La façon dont Farhadi déploie les multiples couches de son récit est assez prenante du strict point de vue dramaturgique. On ne sait pas toujours où le film nous emmène, on est happé par ses changements de direction et sur le qui-vive en attendant le prochain tournant. A travers ce récit s’élabore le portrait nuancé de bourgeois iraniens contemporains, très éloigné de l’image réductrice des couples avec la femme en tchador qu’on a parfois pour ce pays. Hormis son foulard, Rana ressemble à n’importe quelle femme occidentale, maquillée et élégamment vêtue ; le couple est cultivé et répète Mort d’un commis voyageur d’Arthur Miller, une pièce américaine, donc.
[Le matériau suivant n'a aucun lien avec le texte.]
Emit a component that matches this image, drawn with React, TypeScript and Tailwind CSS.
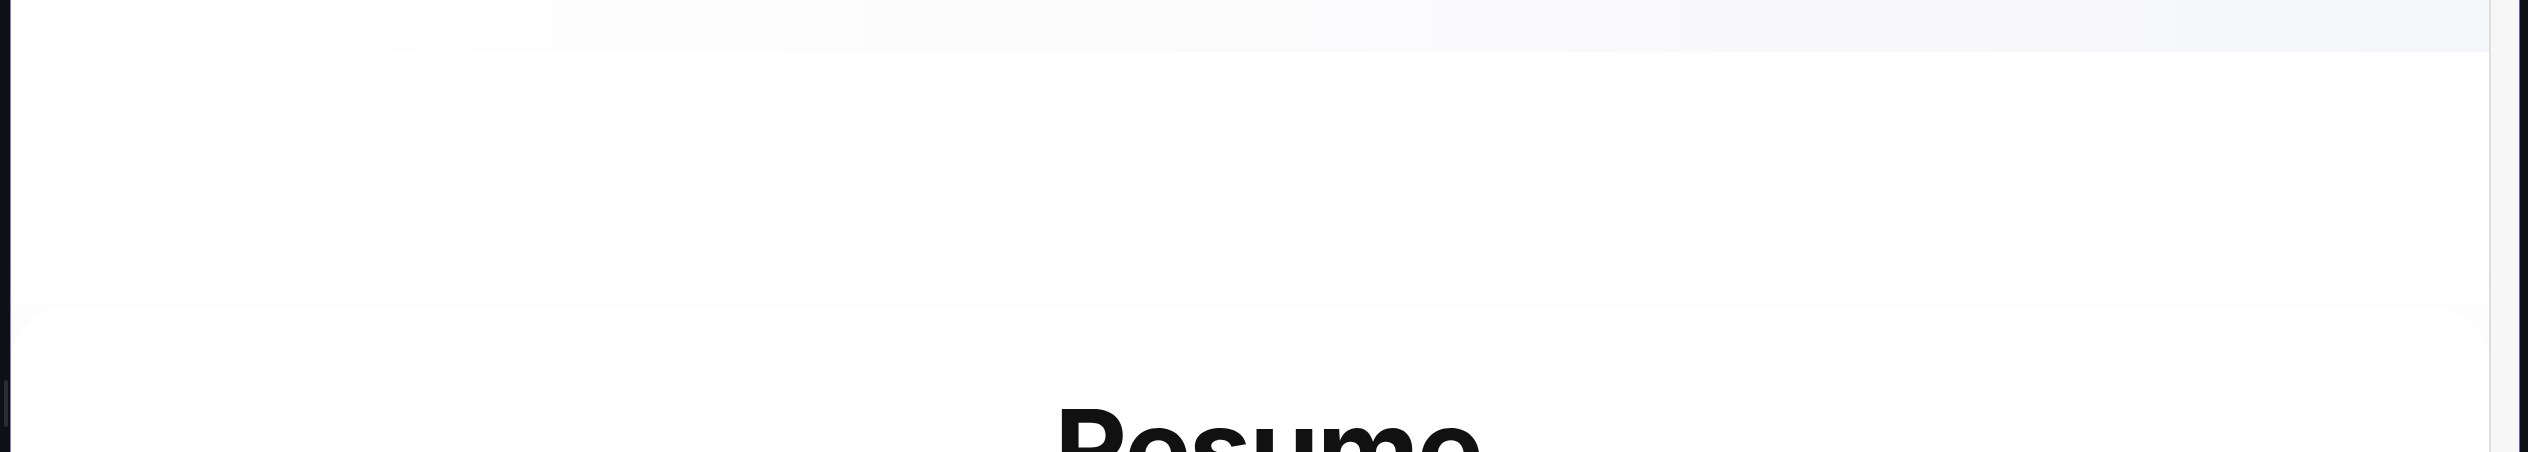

Un regard subtilement féministe
Le film explore aussi la question de l’honneur, du machisme culturel, de l’écart entre la loi de la pulsion et l’état de droit. Le regard de Farhadi est subtilement féministe, lorsqu’il fait apparaître des dissensions entre Rana et Emad sur la teneur de la réplique au “client” : le mari est le plus tribal et tripal, alors que la femme aimerait juste tourner la page.
Il est dommage que la partie finale alourdisse le film par une situation à la fois pénible en soi, pesamment démonstrative et mécanique par son retournement binaire. Jusqu’à ce clou moralisateur trop lourdement enfoncé, Farhadi avait confirmé son talent d’efficace storyteller et de remarquable directeur d’acteurs.